Cardin had laid the foundations for a global empire by the late 1950s, bringing his designs to Moscow, Tokyo and Beijing.
He relished his role as the overseer of a realm that encompassed clothing accessories, furniture, household products and fragrances sold through some 800 licensees in more than 140 countries on five continents.
“I wash with my own soap,” he once boasted. “I wear my own perfume, go to bed with my own sheets, have my own food products. I live on me.”
By the mid-1980s, Cardin stood at the helm of a marketing organization and network of licensees paying him royalties of 5% to 12%, a stream of income that earned him the unofficial title “the Napoleon of licensors.”
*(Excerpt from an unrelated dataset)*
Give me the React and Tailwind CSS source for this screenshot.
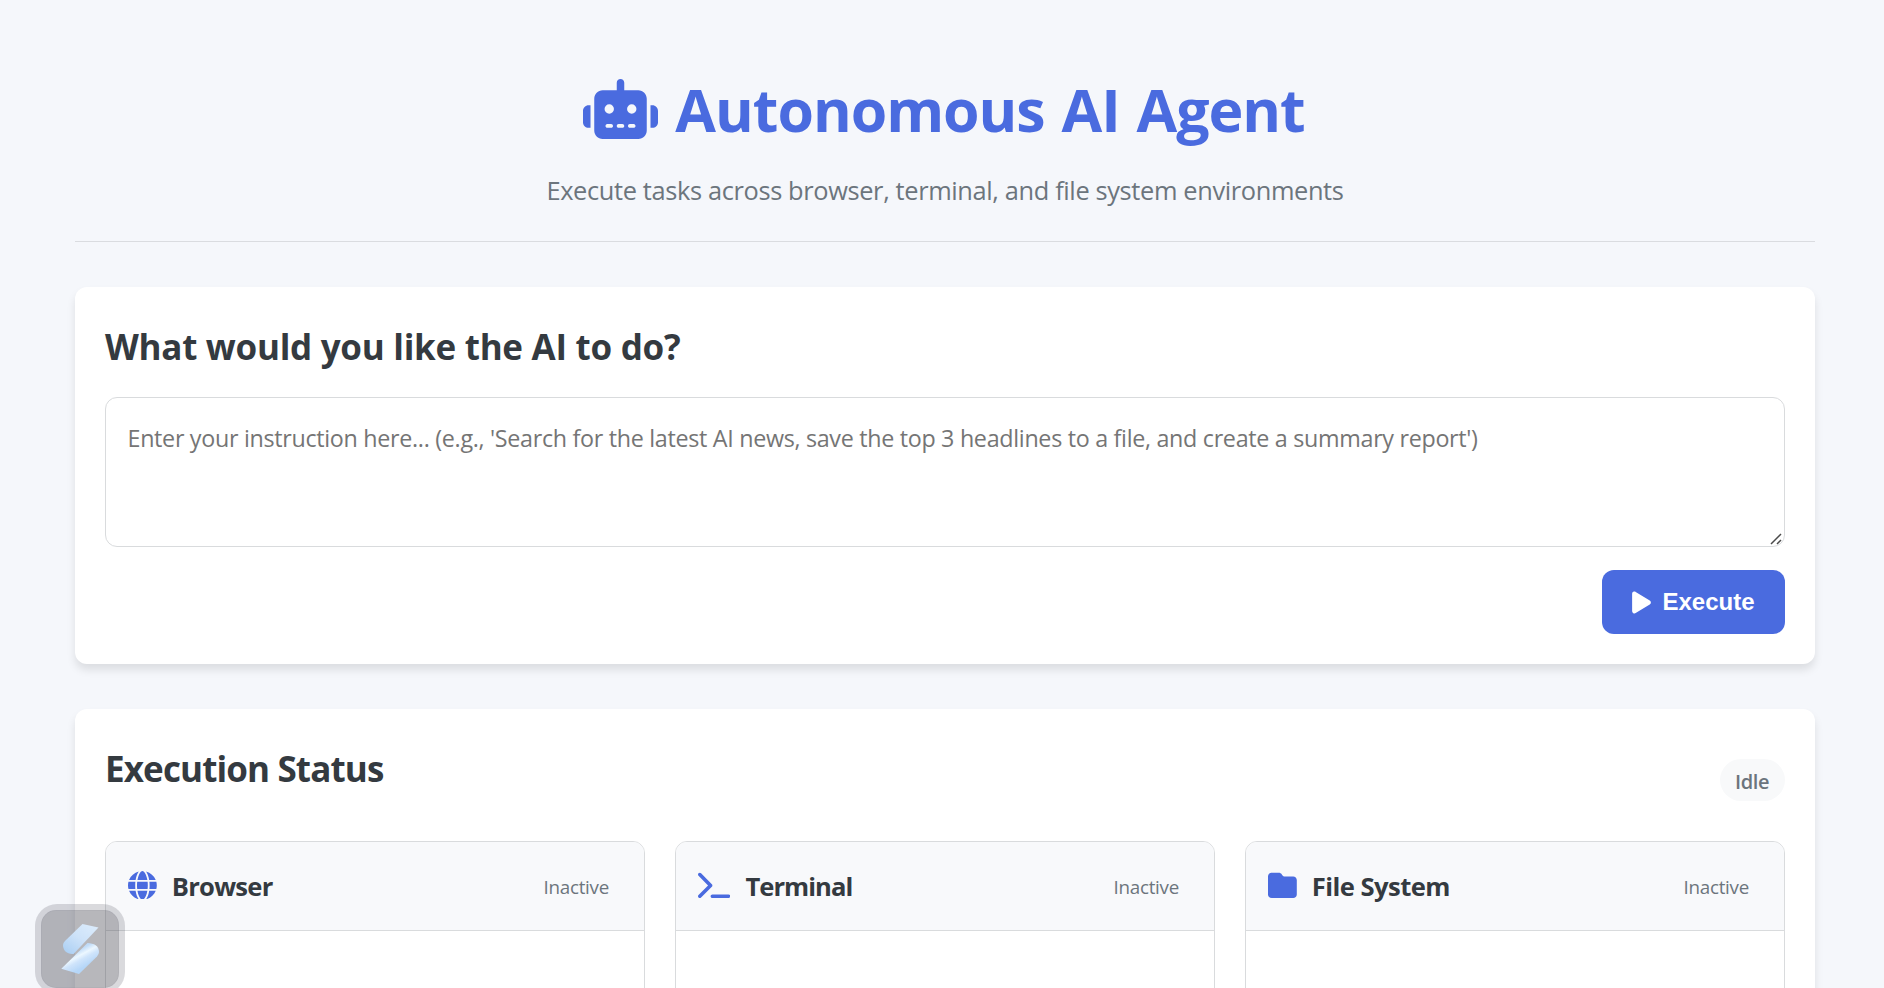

In 1981 he bought Maxim’s, once the world’s most famous restaurant, a landmark of the belle epoque on the Rue Royale in Paris. Two years later, as part of an international expansion, Maxim’s opened its first branch in Beijing.
Pietro Costante Cardin was born July 7, 1922, in San Biagio di Callalta, Italy, near Venice, where his parents were vacationing. He grew up in Saint-Etienne, in east-central France, where his father was a wine merchant.
Cardin first dreamed of acting, but was later drawn to designing costumes and sets for the stage. In 1936, he left for Vichy. By 14, he was assisting a local tailor named Manby. At 17, World War II erupted, and he enlisted. During the war he took an administrative position in the French Red Cross.
He returned to Paris in 1945 and apprenticed at several prominent fashion houses. Toward the end of his couture apprenticeship, he founded his own fashion house.
His first collection for the House of Cardin, established in 1950, featured suits and coats modeled in heavyweight wool with emphatic details and the geometric shapes and cutouts that were to become hallmarks of his collections.
He forsook his hard-edge aesthetic for a time in the 1970s, incorporating draped fabrics, pleating, quilting and asymmetrical collars and hems into his designs. His couture collection of 1986 featured entire dresses made from billowing scarves.
Cardin lived to see his fashions reappraised. His collections served as the inspiration for designers such as Gareth Pugh, Simon Porte Jacquemus, and to some degree, Karl Lagerfeld at Chanel. That he remained a force in the 21st century was attested to by Lady Gaga, who once wore one of his metallic chain-mail creations on the concert stage.
Intent on burnishing his legacy, in fall 2017 Cardin opened a new boutique on the Rue Royale next door to the original Maxim’s. The styles were familiar but rendered with a brash, contemporary spin.
Ever venturesome, he insisted: “I design for tomorrow. I never look backward.”